* start *

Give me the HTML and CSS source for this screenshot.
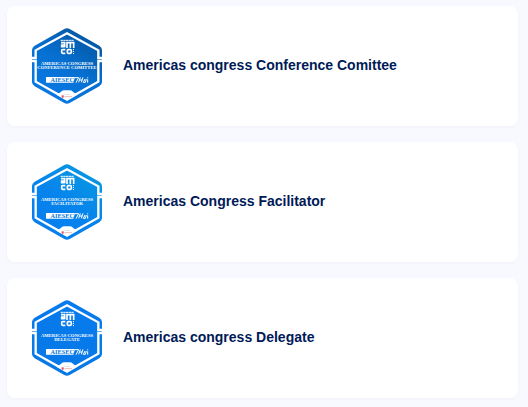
FILE: index.html
```html
<!DOCTYPE html>
<html lang="en">
<head>
    <meta charset="UTF-8">
    <meta name="viewport" content="width=device-width, initial-scale=1.0">
    <title>Americas Congress Badges</title>
    <link rel="stylesheet" href="styles.css">
</head>
<body>
    <!-- shared badge artwork -->
    <svg class="defs" width="0" height="0" aria-hidden="true">
        <defs>
            <linearGradient id="conference" x1="0.2" y1="1" x2="0.8" y2="0">
                <stop offset="0" stop-color="#087be8"/>
                <stop offset="0.5" stop-color="#0670d2"/>
                <stop offset="1" stop-color="#04549c"/>
            </linearGradient>
            <linearGradient id="facilitator" x1="0.2" y1="1" x2="0.8" y2="0">
                <stop offset="0" stop-color="#077df0"/>
                <stop offset="0.5" stop-color="#0784ec"/>
                <stop offset="1" stop-color="#079ae0"/>
            </linearGradient>
            <linearGradient id="delegate" x1="0.2" y1="1" x2="0.8" y2="0">
                <stop offset="0" stop-color="#0778e6"/>
                <stop offset="1" stop-color="#077bee"/>
            </linearGradient>
            <path id="hexagon" d="M121 21Q129 16 137 21L226 71Q234 76 234 84V180Q234 188 226 193L137 243Q129 248 121 243L32 193Q24 188 24 180V84Q24 76 32 71Z"/>
            <g id="details">
                <g fill="none" stroke="#fff" stroke-width="7">
                    <path d="M22 108H35V85L129 34L223 85V108H236"/>
                    <path d="M22 117H35V179L129 232L223 179V117H236"/>
                </g>
                <path fill="#fff" d="M129 236L99 219L111 209Q116 205 121 205H137Q142 205 147 209L159 219Z"/>
                <path fill="#e84b50" d="M113 220H119V227H113Z"/>
                <path stroke="#d99a9d" stroke-width="2" d="M121 224H144"/>
                <path stroke="#c6d4df" stroke-width="2" d="M121 217H137"/>
                <path stroke="#fff" stroke-width="3" stroke-dasharray="7 1" d="M110 55H150"/>
                <g fill="none" stroke="#fff" stroke-width="5">
                    <path d="M111 62H122V76M122 74H113V69H122M129 78V62H149V78M139 62V78"/>
                    <path d="M124 83H116Q113 83 113 86V91Q113 94 116 94H124M133 83H139Q142 83 142 86V91Q142 94 139 94H133Q130 94 130 91V86Q130 83 133 83Z"/>
                </g>
                <path fill="#fff" d="M147 81H150V84H147ZM147 87H150V90H147ZM147 93H150V96H147Z"/>
                <path fill="#fff" d="M66 165H153L148 182H66Z"/>
                <g fill="none" stroke="#fff" stroke-width="3">
                    <path d="M153 167H164L156 182M169 166L164 181M177 166L172 181M166 174H175M183 171L178 181H184L187 171M191 172V182M191 166V169"/>
                </g>
            </g>
        </defs>
    </svg>

    <main class="badge-list">
        <div class="badge-card">
            <svg class="badge" viewBox="21 18 216 228" role="img" aria-label="Conference Comittee badge">
                <use href="#hexagon" fill="url(#conference)"/>
                <use href="#details"/>
                <text class="badge-text" x="129" y="128">AMERICAS CONGRESS</text>
                <text class="badge-text" x="129" y="142">CONFERENCE COMITTEE</text>
                <text class="badge-brand" x="115" y="180">AIESEC</text>
            </svg>
            <h2 class="badge-title">Americas congress Conference Comittee</h2>
        </div>

        <div class="badge-card">
            <svg class="badge" viewBox="21 18 216 228" role="img" aria-label="Facilitator badge">
                <use href="#hexagon" fill="url(#facilitator)"/>
                <use href="#details"/>
                <text class="badge-text" x="129" y="128">AMERICAS CONGRESS</text>
                <text class="badge-text" x="129" y="141">FACILITATOR</text>
                <text class="badge-brand" x="115" y="180">AIESEC</text>
            </svg>
            <h2 class="badge-title">Americas Congress Facilitator</h2>
        </div>

        <div class="badge-card">
            <svg class="badge" viewBox="21 18 216 228" role="img" aria-label="Delegate badge">
                <use href="#hexagon" fill="url(#delegate)"/>
                <use href="#details"/>
                <text class="badge-text" x="129" y="128">AMERICAS CONGRESS</text>
                <text class="badge-text" x="129" y="141">DELEGATE</text>
                <text class="badge-brand" x="115" y="180">AIESEC</text>
            </svg>
            <h2 class="badge-title">Americas congress Delegate</h2>
        </div>
    </main>
</body>
</html>
```
FILE: styles.css
```css
body {
    margin: 0;
    background-color: #f8f9fe;
    font-family: "Liberation Sans", Arial, sans-serif;
}
.defs {
    display: block;
}
.badge-list {
    display: flex;
    flex-direction: column;
    gap: 16px;
    padding: 6px 10px 9px 7px;
}
.badge-card {
    display: flex;
    align-items: center;
    gap: 20px;
    padding: 22px 24px;
    background-color: #fff;
    border-radius: 8px;
    box-shadow: 0 1px 3px rgba(30, 50, 100, 0.04);
}
.badge {
    flex-shrink: 0;
    width: 72px;
    height: 76px;
}
.badge-title {
    margin: 0;
    padding-bottom: 2px;
    color: #001a57;
    font-size: 14px;
    line-height: 20px;
    font-weight: bold;
}
.badge-text {
    fill: #fff;
    font-family: "Liberation Serif", serif;
    font-size: 14px;
    font-weight: bold;
    text-anchor: middle;
}
.badge-brand {
    fill: #0878dc;
    font-family: "Liberation Serif", serif;
    font-size: 19px;
    font-weight: bold;
    text-anchor: middle;
}
```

* end *

**Goal**
Would you set down the listing exactly, omitting pictures?

**Problem solution**
Give me the HTML and CSS source for this screenshot.
FILE: index.html
```html
<!DOCTYPE html>
<html lang="en">
<head>
    <meta charset="UTF-8">
    <meta name="viewport" content="width=device-width, initial-scale=1.0">
    <title>Americas Congress Badges</title>
    <link rel="stylesheet" href="styles.css">
</head>
<body>
    <!-- shared badge artwork -->
    <svg class="defs" width="0" height="0" aria-hidden="true">
        <defs>
            <linearGradient id="conference" x1="0.2" y1="1" x2="0.8" y2="0">
                <stop offset="0" stop-color="#087be8"/>
                <stop offset="0.5" stop-color="#0670d2"/>
                <stop offset="1" stop-color="#04549c"/>
            </linearGradient>
            <linearGradient id="facilitator" x1="0.2" y1="1" x2="0.8" y2="0">
                <stop offset="0" stop-color="#077df0"/>
                <stop offset="0.5" stop-color="#0784ec"/>
                <stop offset="1" stop-color="#079ae0"/>
            </linearGradient>
            <linearGradient id="delegate" x1="0.2" y1="1" x2="0.8" y2="0">
                <stop offset="0" stop-color="#0778e6"/>
                <stop offset="1" stop-color="#077bee"/>
            </linearGradient>
            <path id="hexagon" d="M121 21Q129 16 137 21L226 71Q234 76 234 84V180Q234 188 226 193L137 243Q129 248 121 243L32 193Q24 188 24 180V84Q24 76 32 71Z"/>
            <g id="details">
                <g fill="none" stroke="#fff" stroke-width="7">
                    <path d="M22 108H35V85L129 34L223 85V108H236"/>
                    <path d="M22 117H35V179L129 232L223 179V117H236"/>
                </g>
                <path fill="#fff" d="M129 236L99 219L111 209Q116 205 121 205H137Q142 205 147 209L159 219Z"/>
                <path fill="#e84b50" d="M113 220H119V227H113Z"/>
                <path stroke="#d99a9d" stroke-width="2" d="M121 224H144"/>
                <path stroke="#c6d4df" stroke-width="2" d="M121 217H137"/>
                <path stroke="#fff" stroke-width="3" stroke-dasharray="7 1" d="M110 55H150"/>
                <g fill="none" stroke="#fff" stroke-width="5">
                    <path d="M111 62H122V76M122 74H113V69H122M129 78V62H149V78M139 62V78"/>
                    <path d="M124 83H116Q113 83 113 86V91Q113 94 116 94H124M133 83H139Q142 83 142 86V91Q142 94 139 94H133Q130 94 130 91V86Q130 83 133 83Z"/>
                </g>
                <path fill="#fff" d="M147 81H150V84H147ZM147 87H150V90H147ZM147 93H150V96H147Z"/>
                <path fill="#fff" d="M66 165H153L148 182H66Z"/>
                <g fill="none" stroke="#fff" stroke-width="3">
                    <path d="M153 167H164L156 182M169 166L164 181M177 166L172 181M166 174H175M183 171L178 181H184L187 171M191 172V182M191 166V169"/>
                </g>
            </g>
        </defs>
    </svg>

    <main class="badge-list">
        <div class="badge-card">
            <svg class="badge" viewBox="21 18 216 228" role="img" aria-label="Conference Comittee badge">
                <use href="#hexagon" fill="url(#conference)"/>
                <use href="#details"/>
                <text class="badge-text" x="129" y="128">AMERICAS CONGRESS</text>
                <text class="badge-text" x="129" y="142">CONFERENCE COMITTEE</text>
                <text class="badge-brand" x="115" y="180">AIESEC</text>
            </svg>
            <h2 class="badge-title">Americas congress Conference Comittee</h2>
        </div>

        <div class="badge-card">
            <svg class="badge" viewBox="21 18 216 228" role="img" aria-label="Facilitator badge">
                <use href="#hexagon" fill="url(#facilitator)"/>
                <use href="#details"/>
                <text class="badge-text" x="129" y="128">AMERICAS CONGRESS</text>
                <text class="badge-text" x="129" y="141">FACILITATOR</text>
                <text class="badge-brand" x="115" y="180">AIESEC</text>
            </svg>
            <h2 class="badge-title">Americas Congress Facilitator</h2>
        </div>

        <div class="badge-card">
            <svg class="badge" viewBox="21 18 216 228" role="img" aria-label="Delegate badge">
                <use href="#hexagon" fill="url(#delegate)"/>
                <use href="#details"/>
                <text class="badge-text" x="129" y="128">AMERICAS CONGRESS</text>
                <text class="badge-text" x="129" y="141">DELEGATE</text>
                <text class="badge-brand" x="115" y="180">AIESEC</text>
            </svg>
            <h2 class="badge-title">Americas congress Delegate</h2>
        </div>
    </main>
</body>
</html>
```
FILE: styles.css
```css
body {
    margin: 0;
    background-color: #f8f9fe;
    font-family: "Liberation Sans", Arial, sans-serif;
}
.defs {
    display: block;
}
.badge-list {
    display: flex;
    flex-direction: column;
    gap: 16px;
    padding: 6px 10px 9px 7px;
}
.badge-card {
    display: flex;
    align-items: center;
    gap: 20px;
    padding: 22px 24px;
    background-color: #fff;
    border-radius: 8px;
    box-shadow: 0 1px 3px rgba(30, 50, 100, 0.04);
}
.badge {
    flex-shrink: 0;
    width: 72px;
    height: 76px;
}
.badge-title {
    margin: 0;
    padding-bottom: 2px;
    color: #001a57;
    font-size: 14px;
    line-height: 20px;
    font-weight: bold;
}
.badge-text {
    fill: #fff;
    font-family: "Liberation Serif", serif;
    font-size: 14px;
    font-weight: bold;
    text-anchor: middle;
}
.badge-brand {
    fill: #0878dc;
    font-family: "Liberation Serif", serif;
    font-size: 19px;
    font-weight: bold;
    text-anchor: middle;
}
```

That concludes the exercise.